More stories celebrating the intersection of LGBTQ+ culture and gaming.

Hello! All this week, Eurogamer has been marking Pride with another series of features celebrating the intersection of queer culture and gaming. As ever, it's been both a privilege and pleasure to have so many wonderful writers share their enthusiasm, stories, and visions of a hopeful future throughout the week - and you'll find a complete round-up of this year's features, conveniently assembled for your leisurely perusal, below.

Once again, a massive thank you to our stellar contributors (in order of appearance): James Croft, Ozzy Smith, Ed Nightingale, Sharang Biswas, Eli Cugini, Gareth Damian Martin, Alex Meehan, Ebonix, Nikatine, Lottie Lynn, Llaura McGee, Eve Golden Woods, Wren Brier, Deere, August Aiden Black, and Dr Lloyd (Meadhbh) Houston. Additional thanks go to Christian Donlan for his ever-invaluable behind-the-scenes assistance, and to Malaika Hardy-Fraser for this year's wonderful Pride Week artwork and logo.

We hope you've enjoyed this, Eurogamer's fourth annual Pride Week, and we will, of course, continue celebrating the achievements of, and highlighting the issues affecting, the LGBTQ+ community in gaming throughout the year. We'll be back with another week of Pride celebrations in 2024, and if you've missed out on Eurogamer's previous Pride Week festivities, you can catch up here, here, and here.
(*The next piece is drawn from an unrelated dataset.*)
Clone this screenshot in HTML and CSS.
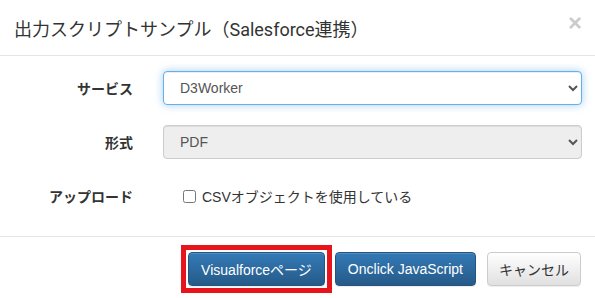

Until next time!

How a new generation of drag artists is breaking limits and queering video games

Image credit: Matti Scicluna/Eurogamer

James Croft launched this year's Pride Week celebrations in fabulous fashion on Monday, delving into the subversive world of gender-bending Kratos, hot Piranha Plants, and more, as he explored how a new generation of drag performers is combining its art and a deep love of video games to reimagine what a bolder, queerer future for gaming could be.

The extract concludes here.